## Aim of the task
Below are entries; tally how many lines hold the string "code" and answer with only that figure.

--- Start of Data supplied ---

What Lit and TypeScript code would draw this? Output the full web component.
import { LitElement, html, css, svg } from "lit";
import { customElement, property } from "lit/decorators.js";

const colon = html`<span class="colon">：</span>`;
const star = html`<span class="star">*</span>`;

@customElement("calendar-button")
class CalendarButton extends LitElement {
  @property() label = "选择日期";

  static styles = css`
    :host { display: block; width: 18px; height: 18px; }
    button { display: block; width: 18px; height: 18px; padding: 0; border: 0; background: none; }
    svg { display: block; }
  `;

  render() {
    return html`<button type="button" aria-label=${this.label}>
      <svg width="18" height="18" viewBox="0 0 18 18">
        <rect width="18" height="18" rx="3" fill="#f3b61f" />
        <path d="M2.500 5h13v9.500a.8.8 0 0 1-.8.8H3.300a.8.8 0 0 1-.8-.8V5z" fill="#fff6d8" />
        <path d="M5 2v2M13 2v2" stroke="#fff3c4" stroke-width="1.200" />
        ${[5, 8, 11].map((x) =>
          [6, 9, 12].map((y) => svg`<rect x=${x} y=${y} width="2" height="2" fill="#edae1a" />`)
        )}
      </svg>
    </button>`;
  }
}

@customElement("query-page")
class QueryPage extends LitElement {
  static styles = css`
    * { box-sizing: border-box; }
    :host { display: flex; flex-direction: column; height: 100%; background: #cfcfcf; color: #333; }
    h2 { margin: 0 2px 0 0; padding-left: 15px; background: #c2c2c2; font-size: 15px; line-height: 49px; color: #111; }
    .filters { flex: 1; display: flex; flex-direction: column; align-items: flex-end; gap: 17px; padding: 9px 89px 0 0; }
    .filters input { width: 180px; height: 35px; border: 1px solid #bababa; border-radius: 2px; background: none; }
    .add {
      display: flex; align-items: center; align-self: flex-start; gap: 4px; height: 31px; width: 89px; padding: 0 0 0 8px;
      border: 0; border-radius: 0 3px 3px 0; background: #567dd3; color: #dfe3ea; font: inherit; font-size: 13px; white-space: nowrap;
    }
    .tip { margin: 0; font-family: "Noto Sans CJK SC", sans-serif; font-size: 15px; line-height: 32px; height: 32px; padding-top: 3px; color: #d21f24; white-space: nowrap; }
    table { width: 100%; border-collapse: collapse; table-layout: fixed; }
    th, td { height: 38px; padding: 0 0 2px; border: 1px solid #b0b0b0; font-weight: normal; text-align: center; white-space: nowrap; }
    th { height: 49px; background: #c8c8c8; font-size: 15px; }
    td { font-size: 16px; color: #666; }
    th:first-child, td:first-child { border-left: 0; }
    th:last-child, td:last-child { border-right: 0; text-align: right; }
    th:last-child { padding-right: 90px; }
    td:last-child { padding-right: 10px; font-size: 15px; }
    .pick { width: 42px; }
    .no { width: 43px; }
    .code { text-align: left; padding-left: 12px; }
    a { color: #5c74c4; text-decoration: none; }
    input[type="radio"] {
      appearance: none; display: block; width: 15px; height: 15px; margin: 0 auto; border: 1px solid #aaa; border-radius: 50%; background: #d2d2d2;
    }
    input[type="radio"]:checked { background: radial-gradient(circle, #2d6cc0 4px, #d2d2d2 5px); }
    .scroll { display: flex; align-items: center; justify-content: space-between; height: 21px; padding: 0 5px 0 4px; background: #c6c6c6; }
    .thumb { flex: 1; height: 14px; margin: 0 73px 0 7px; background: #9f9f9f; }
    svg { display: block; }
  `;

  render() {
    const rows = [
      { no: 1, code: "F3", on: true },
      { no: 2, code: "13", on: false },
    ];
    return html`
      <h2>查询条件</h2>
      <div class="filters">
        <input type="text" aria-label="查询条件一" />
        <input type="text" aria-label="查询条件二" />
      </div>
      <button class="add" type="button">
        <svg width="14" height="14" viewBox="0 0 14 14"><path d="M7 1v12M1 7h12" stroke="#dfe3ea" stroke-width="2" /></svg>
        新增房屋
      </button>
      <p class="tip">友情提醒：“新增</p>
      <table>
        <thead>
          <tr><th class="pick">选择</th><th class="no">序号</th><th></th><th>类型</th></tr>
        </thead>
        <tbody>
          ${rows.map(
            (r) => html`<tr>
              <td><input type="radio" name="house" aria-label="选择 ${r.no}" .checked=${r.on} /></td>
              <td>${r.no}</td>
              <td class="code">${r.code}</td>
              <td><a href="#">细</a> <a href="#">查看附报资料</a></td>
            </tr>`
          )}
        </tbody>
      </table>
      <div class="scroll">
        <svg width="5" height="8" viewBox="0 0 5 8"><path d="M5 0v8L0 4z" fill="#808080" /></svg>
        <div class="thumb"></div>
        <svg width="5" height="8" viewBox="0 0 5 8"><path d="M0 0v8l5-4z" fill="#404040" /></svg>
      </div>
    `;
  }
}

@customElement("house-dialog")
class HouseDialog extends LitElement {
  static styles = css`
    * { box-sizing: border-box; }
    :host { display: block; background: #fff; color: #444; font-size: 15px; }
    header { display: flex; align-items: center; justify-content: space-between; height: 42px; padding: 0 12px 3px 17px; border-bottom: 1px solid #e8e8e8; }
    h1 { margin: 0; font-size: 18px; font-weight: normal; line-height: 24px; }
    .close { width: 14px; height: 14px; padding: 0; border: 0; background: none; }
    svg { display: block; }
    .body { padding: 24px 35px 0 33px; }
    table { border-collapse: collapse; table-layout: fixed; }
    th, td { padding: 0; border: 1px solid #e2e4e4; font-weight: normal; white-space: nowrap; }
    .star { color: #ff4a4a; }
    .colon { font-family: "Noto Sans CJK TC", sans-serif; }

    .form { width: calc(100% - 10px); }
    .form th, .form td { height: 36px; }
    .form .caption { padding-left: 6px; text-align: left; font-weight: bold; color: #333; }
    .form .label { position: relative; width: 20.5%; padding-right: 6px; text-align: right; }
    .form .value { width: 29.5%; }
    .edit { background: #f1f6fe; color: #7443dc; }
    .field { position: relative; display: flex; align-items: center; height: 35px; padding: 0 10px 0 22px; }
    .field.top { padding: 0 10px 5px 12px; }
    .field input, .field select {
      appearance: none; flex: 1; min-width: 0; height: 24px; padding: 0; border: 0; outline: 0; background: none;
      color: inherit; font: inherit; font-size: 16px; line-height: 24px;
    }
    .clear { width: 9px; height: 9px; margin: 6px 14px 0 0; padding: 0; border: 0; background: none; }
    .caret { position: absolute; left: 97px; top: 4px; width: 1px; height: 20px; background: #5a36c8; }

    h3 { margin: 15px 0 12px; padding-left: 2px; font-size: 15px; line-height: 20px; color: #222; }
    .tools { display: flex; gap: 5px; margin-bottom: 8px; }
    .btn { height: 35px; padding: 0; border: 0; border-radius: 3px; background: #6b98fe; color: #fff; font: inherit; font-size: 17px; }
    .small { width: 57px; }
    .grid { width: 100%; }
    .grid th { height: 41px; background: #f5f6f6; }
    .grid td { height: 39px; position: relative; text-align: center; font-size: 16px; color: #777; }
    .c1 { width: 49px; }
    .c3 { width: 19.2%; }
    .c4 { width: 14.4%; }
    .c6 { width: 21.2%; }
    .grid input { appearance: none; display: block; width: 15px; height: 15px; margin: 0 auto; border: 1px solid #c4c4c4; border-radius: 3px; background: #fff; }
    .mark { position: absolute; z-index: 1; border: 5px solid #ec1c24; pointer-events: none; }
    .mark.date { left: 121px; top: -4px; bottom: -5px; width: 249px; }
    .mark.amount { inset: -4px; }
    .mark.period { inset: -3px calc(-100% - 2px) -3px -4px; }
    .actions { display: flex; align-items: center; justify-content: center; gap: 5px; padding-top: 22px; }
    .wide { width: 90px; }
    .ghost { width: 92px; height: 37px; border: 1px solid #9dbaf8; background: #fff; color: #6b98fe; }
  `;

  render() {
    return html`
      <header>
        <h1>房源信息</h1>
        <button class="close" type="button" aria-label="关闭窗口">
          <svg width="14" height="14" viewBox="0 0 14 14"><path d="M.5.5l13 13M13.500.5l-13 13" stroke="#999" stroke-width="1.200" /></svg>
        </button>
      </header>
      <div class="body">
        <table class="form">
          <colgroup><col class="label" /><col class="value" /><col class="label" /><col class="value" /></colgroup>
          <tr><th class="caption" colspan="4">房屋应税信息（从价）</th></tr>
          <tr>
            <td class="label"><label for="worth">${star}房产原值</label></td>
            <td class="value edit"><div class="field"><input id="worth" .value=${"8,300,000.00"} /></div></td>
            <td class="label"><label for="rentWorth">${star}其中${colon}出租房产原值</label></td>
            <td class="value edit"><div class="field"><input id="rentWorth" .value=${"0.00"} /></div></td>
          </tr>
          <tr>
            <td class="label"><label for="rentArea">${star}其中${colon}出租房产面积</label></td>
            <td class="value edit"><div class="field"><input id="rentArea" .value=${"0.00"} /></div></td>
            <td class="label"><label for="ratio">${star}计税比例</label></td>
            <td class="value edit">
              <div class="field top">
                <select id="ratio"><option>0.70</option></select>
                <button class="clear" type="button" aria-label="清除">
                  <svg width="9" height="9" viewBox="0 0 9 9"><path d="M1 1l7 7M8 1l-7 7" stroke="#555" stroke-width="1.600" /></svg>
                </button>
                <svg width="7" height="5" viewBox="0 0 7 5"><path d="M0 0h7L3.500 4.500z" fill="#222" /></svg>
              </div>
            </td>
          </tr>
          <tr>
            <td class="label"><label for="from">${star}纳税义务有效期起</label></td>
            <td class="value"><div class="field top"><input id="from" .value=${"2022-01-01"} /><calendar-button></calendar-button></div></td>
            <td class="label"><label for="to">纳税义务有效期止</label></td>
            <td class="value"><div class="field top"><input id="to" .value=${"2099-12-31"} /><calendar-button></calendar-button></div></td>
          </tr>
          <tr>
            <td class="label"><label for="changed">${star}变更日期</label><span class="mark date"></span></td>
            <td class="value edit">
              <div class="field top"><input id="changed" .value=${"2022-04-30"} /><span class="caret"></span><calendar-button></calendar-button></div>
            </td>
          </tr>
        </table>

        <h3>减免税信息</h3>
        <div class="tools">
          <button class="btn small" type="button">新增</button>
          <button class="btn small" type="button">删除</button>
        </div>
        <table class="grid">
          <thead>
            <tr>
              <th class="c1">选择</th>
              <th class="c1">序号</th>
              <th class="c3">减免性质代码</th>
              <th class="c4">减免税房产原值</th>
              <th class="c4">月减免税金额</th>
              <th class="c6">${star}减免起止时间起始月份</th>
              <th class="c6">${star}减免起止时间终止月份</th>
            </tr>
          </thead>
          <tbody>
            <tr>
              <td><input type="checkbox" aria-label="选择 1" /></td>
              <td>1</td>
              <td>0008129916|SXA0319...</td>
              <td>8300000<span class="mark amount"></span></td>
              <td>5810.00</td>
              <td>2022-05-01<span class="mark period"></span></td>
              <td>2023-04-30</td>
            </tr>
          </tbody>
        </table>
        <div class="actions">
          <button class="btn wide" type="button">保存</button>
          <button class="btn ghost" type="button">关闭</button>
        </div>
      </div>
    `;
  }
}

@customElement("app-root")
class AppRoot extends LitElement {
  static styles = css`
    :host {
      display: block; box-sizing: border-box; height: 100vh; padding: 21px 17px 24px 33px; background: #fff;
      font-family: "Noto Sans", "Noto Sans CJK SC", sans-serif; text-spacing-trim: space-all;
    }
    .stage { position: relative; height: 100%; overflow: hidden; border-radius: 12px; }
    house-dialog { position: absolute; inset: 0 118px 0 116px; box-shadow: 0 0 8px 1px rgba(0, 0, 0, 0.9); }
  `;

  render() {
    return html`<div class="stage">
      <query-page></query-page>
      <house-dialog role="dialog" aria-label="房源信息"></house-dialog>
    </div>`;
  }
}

--- End of Data supplied ---
--- Start of Data supplied ---

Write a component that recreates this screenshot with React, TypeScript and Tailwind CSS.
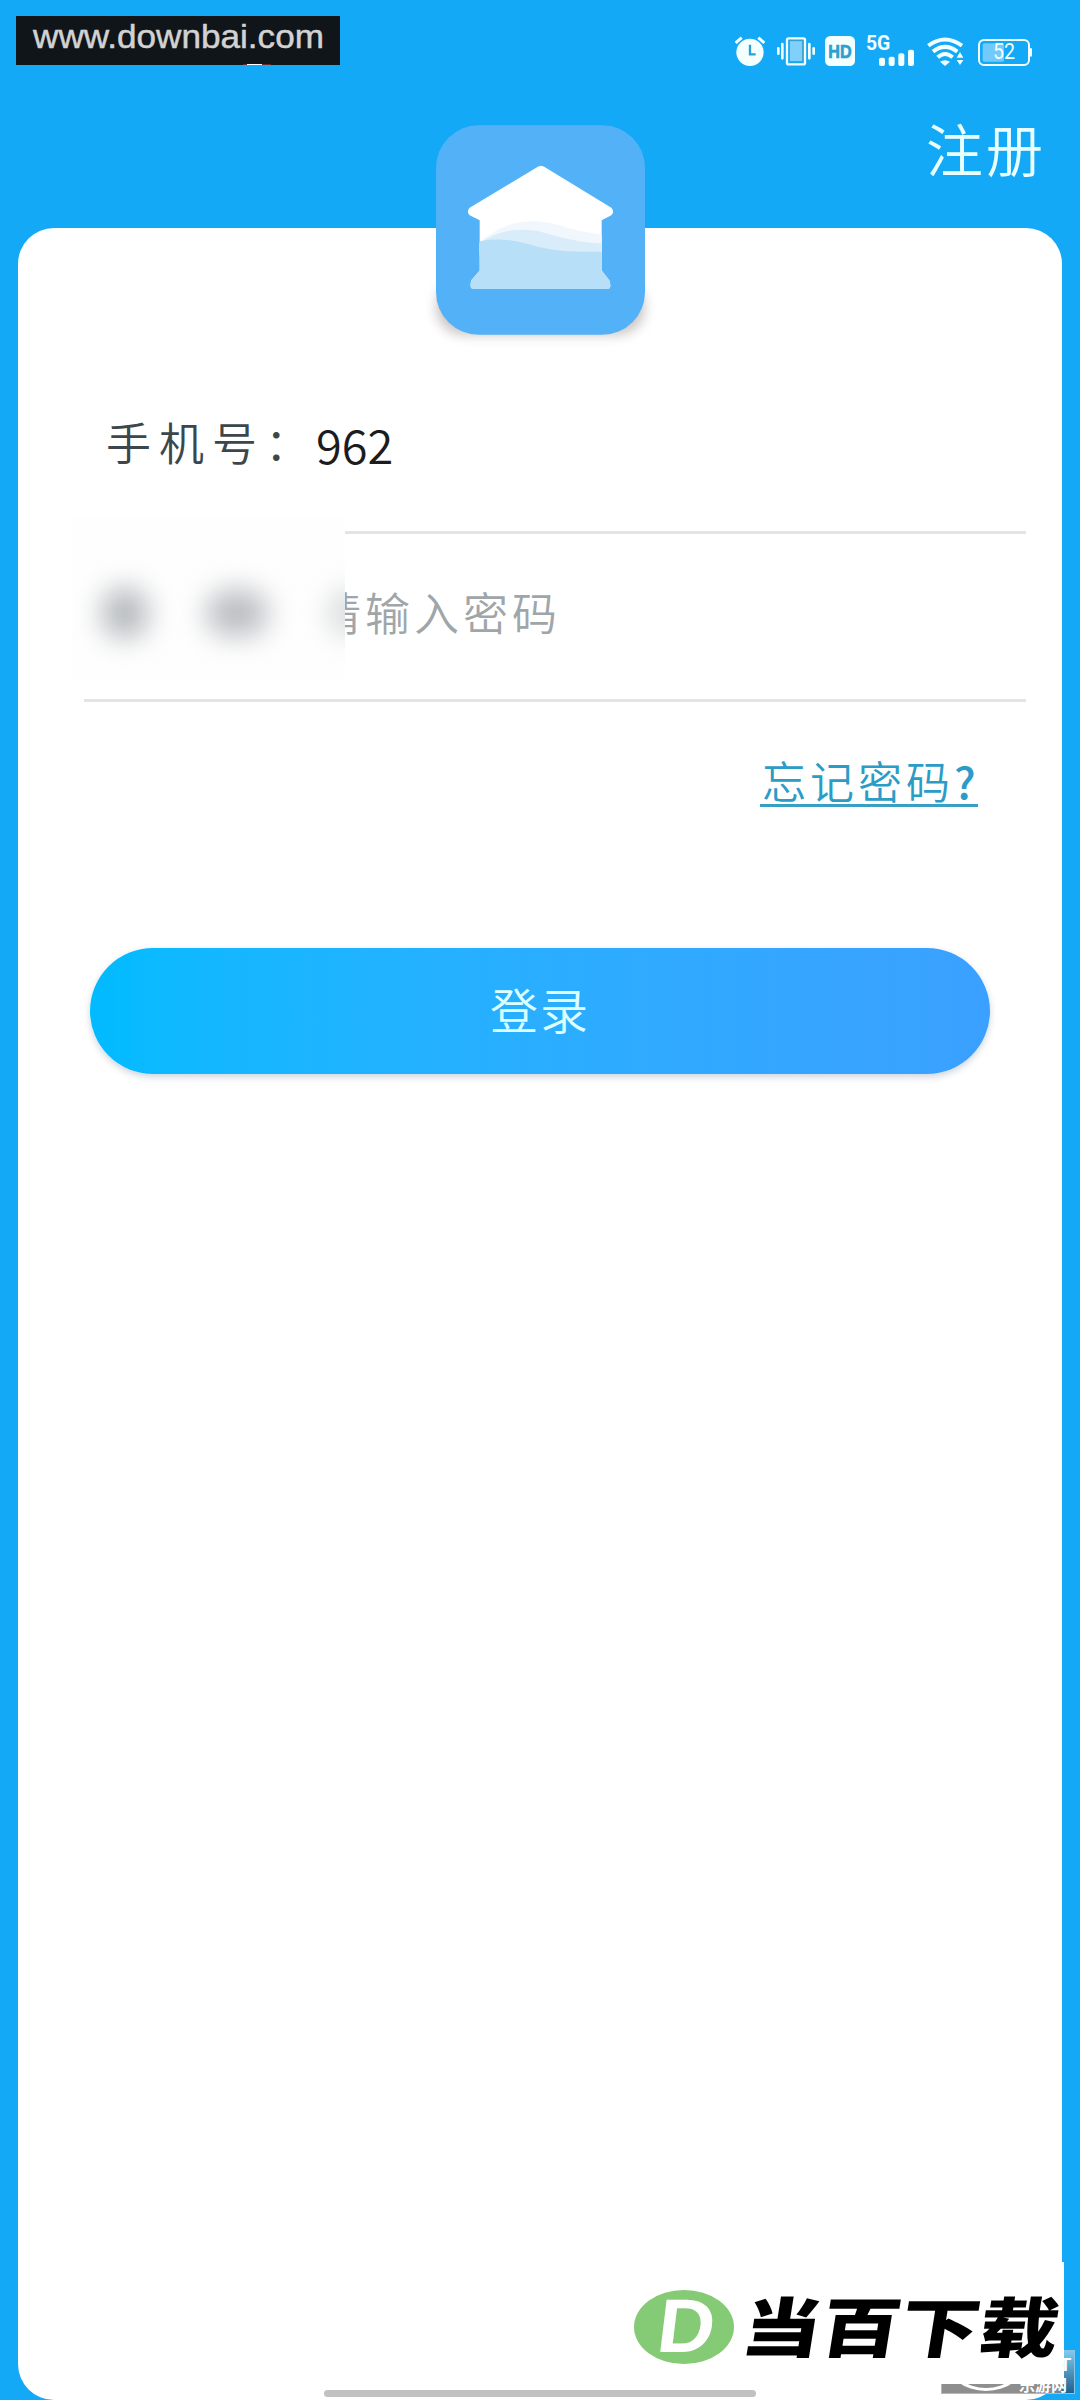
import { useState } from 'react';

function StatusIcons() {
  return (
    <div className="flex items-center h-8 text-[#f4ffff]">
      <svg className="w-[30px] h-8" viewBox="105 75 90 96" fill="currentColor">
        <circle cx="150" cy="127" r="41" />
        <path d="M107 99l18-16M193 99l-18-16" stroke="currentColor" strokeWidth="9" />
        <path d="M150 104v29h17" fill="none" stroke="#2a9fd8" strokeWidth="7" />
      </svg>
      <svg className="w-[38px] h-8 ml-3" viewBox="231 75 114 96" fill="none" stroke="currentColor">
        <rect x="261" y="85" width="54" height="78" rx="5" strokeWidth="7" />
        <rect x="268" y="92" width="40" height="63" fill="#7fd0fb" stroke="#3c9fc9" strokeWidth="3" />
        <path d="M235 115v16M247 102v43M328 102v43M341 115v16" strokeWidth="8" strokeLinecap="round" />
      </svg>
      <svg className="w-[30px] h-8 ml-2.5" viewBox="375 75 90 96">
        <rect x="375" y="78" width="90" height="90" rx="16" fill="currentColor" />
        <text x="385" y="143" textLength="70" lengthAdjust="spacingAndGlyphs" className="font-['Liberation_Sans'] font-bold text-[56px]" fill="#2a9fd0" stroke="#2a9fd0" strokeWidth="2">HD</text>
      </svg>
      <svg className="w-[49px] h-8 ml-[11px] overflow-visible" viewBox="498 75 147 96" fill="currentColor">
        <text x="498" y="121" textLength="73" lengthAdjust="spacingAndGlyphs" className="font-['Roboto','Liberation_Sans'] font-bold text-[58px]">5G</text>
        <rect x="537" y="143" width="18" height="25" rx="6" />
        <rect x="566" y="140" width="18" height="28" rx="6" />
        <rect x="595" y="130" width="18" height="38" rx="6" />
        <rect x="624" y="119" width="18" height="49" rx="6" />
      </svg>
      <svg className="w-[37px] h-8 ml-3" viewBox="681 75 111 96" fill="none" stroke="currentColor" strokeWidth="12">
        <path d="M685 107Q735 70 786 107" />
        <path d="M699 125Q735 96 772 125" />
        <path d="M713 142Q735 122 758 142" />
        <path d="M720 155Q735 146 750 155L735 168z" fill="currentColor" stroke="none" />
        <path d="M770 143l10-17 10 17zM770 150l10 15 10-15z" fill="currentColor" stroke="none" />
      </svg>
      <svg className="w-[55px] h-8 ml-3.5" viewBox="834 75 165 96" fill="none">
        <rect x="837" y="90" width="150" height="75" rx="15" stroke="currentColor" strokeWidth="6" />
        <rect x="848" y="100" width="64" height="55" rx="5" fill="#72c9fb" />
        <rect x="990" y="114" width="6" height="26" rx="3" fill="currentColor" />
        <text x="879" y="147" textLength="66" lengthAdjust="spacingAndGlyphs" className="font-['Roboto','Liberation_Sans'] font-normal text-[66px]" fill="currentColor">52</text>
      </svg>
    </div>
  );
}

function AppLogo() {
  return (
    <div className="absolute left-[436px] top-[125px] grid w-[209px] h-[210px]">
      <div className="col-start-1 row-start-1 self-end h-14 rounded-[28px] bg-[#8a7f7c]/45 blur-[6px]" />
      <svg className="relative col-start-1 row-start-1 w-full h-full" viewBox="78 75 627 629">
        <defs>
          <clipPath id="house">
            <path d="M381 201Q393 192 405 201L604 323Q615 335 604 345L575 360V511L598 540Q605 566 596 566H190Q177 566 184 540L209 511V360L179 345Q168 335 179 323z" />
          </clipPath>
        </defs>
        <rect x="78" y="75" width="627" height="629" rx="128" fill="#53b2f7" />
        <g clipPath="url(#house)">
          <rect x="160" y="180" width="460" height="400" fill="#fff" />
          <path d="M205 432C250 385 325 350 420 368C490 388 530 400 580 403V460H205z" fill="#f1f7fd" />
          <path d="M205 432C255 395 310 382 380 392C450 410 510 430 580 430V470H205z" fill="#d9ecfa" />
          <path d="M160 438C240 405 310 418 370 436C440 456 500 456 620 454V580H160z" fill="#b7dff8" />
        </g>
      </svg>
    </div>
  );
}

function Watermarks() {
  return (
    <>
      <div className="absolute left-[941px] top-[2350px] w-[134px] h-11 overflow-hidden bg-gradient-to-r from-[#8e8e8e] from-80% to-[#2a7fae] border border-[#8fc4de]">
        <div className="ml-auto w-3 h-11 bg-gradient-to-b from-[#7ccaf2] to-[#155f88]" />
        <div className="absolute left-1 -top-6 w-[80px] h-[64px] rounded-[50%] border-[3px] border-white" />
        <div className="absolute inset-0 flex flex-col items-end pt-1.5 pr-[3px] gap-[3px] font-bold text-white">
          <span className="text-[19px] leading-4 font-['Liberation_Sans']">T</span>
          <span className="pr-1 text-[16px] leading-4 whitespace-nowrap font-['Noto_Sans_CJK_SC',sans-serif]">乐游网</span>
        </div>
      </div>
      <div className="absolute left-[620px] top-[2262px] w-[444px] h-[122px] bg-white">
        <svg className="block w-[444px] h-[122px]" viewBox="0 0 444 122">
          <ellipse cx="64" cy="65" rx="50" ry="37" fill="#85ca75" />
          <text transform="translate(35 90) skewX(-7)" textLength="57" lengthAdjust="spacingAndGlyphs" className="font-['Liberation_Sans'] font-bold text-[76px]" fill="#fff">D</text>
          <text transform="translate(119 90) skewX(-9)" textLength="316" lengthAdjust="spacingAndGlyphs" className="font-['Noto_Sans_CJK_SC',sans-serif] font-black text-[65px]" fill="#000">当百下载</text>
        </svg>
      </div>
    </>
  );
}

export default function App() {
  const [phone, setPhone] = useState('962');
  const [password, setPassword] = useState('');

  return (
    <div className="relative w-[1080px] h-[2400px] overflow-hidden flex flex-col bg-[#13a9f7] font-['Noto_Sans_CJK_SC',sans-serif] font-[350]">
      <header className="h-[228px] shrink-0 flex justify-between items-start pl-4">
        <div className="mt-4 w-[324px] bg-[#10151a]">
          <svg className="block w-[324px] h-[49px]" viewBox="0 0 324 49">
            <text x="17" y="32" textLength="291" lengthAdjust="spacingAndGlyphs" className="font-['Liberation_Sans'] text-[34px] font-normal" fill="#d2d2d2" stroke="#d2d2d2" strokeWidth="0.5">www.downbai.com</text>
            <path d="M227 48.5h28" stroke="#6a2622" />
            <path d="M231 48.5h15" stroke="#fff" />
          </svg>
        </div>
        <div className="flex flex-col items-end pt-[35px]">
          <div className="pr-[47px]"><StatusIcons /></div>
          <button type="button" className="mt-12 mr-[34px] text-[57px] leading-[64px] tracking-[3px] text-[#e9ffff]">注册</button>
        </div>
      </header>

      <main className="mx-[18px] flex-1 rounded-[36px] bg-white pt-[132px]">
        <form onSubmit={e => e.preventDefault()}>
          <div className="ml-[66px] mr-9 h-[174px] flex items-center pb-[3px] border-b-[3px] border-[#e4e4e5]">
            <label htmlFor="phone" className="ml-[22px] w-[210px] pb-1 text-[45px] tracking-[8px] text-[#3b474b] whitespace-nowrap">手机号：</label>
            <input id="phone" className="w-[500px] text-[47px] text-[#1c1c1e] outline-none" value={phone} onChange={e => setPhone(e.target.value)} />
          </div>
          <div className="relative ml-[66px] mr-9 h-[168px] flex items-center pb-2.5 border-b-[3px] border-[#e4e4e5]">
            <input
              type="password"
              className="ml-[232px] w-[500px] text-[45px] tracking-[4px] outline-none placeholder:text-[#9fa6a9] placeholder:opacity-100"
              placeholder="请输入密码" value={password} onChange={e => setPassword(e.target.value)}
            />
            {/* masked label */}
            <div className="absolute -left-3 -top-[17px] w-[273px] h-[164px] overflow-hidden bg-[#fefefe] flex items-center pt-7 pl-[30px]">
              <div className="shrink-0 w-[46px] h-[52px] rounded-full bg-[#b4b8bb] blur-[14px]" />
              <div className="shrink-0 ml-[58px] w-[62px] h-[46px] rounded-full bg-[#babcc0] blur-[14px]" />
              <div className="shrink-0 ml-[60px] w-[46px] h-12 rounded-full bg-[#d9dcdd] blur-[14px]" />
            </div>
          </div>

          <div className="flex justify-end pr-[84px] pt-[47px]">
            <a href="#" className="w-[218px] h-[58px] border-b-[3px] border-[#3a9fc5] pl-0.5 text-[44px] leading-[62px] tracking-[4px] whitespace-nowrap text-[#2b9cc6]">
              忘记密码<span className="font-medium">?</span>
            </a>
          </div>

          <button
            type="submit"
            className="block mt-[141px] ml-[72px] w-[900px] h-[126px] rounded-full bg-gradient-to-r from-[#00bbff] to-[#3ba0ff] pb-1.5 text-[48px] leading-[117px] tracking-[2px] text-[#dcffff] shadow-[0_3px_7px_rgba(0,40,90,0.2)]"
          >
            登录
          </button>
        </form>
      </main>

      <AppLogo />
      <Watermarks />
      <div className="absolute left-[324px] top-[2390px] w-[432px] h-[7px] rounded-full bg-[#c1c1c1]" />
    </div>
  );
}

--- End of Data supplied ---

## Exercise output
5